Словом, понятие греха очень трудноопределимо и в то же время реально, потому что каждый из нас переживал опыт осознания собственной греховности, называемый иначе муками совести. Нет, пожалуй, народа, который был бы не знаком с понятием греха – и в то же время нет народа, который не слагал бы легенд о «золотом веке», когда безгрешные люди жили, не зная горя.
Понятие греха предшествовало понятию преступления. С давних времен люди интуитивно ощущали, что убийство, воровство, нарушение обязательств, сексуальная невоздержанность не только причиняют людям горе и боль, но и нарушают какой-то высший, не людьми установленный порядок. За грех наказывали боги, даже еще когда людям были неведомы законы. Нередко боги наказывали за вину одного человека целую общину или народ. Чтобы отвести от людей беду, виновный должен был умереть. Ну а если его вина слишком велика и одной смерти мало? Или напротив – вина не так уж велика, а людьми разбрасываться нельзя? Тогда древние приносили искупительную жертву: вместо человека убивали животное, его кровью человека кропили – и он считался очищенным от греха. Такая жертва отличалась от благодарственных или просительных жертв богам: мясо животного не сжигали на алтаре, а хоронили в тайном месте.
В эпоху до появления закона отвести гнев богов считалось достаточным, но с появлением закона избавление от гнева богов не означало избавления от наказания людьми. Древние с самого начала различали грех и преступление: одно дело нарушить закон людей, другое – нарушить закон богов.
Иногда законы людей и законы богов вступали в противоречие. Древнегреческий драматург Софокл написал пьесу «Антигона»: семеро братьев, оспаривая отцовское наследство, вступили в войну и перебили друг друга. Правитель города Фивы, Креонт, запретил хоронить их под страхом смерти. Но оставлять человека без погребения – грех, и ночью сестра умерших, Антигона, пришла присыпать тела землей и принести богам жертвы. Ее схватила стража. «Как ты посмела нарушить мой закон?» – спрашивает Креонт. «Богам нужно повиноваться в первую очередь, людям – во вторую», – отвечает Антигона.

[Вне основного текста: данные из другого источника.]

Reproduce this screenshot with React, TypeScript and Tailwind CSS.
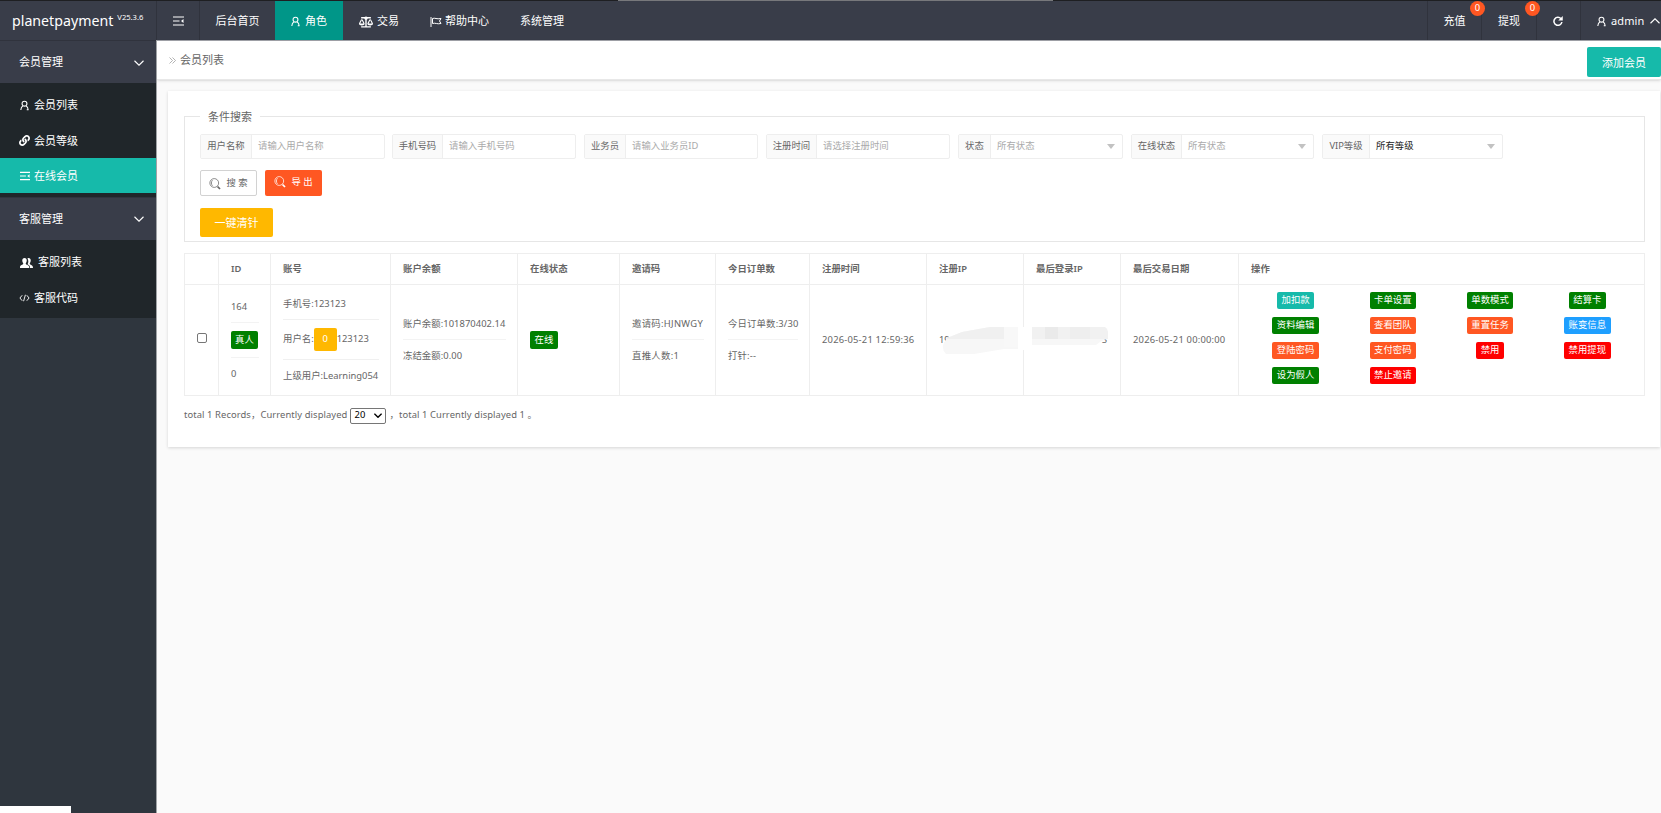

Благочестивую девушку правитель велел похоронить заживо, но жители города понимали: правда за ней, а не за ним.
Впоследствии, в эпоху Возрождения, а особенно Просвещения, сама античность начала играть в сознании людей роль «золотого века», когда люди были свободны от догм, руководствовались в своих действиях соображениями разума, а не веры, и если даже были греховны, то по крайней мере не мучились этим.
Современные исследования античности легко развенчивают этот миф. Мировоззрение античных язычников – и греков, и римлян – было довольно мрачным. Поэт Гомер на состязании с Гесиодом произнес стих о том, что человеку лучше всего вообще не рождаться на свет, а если уж родился, то поскорее умереть. Гесиод не нашел, что возразить, и задал следующий вопрос: если так, то можно ли чем-то насладиться на этом свете? Слушать песни на пирах, пить и веселиться, – ответил Гомер. А о чем молить богов? – спросил Гесиод. О сильном теле и бодром духе, в этом счастье, – ответил Гомер. А что зовется счастьем? Жизнь без невзгод, услады без боли и смерть без страданий.
Но каждый понимал, что даже в такой вроде бы нехитрой формулировке счастья оно представляется совершенно недостижимым. Да и мимолетная радость, которую описывает Гомер, доступна не всем: множество людей не в силах себе позволить закатить веселый пир и напиться допьяна, распевая песни. Таков мир. Да и за гробом древних не ожидало ничего хорошего. Существование теней и призраков в царстве Аида было безрадостно. «Лучше быть на земле последним пастухом, чем царем в царстве мертвых», – сказал Одиссею вызванный им призрак Ахилла.
Что же делать, если жизнь тебя не балует веселыми пирами, а после смерти не ждет ничего хорошего? Учиться довольствоваться малым, говорили эпикурейцы. Заботиться не о том, каково тебе, а о том, каков ты, учили стоики. Терпеть и очищать свою душу, тогда после смерти она вернется в мир идей, откуда снизошла страдать в бренное тело (платоники) либо переселится в лучшее тело и обретет новую жизнь (пифагорейцы).
Во времена Просвещения люди восхваляли такое разнообразие античной мысли и порицали современный им христианский догматизм, но это лишь потому, что сами они выросли в христианском мире, и ощущение непреодолимой мрачности бытия их не тяготило. Современникам, которые приходили к философам за ответами на болезненные вопросы, это разнообразие было скорее мучительно – ведь оно означало, что никто из учителей не обладает гарантированной истиной.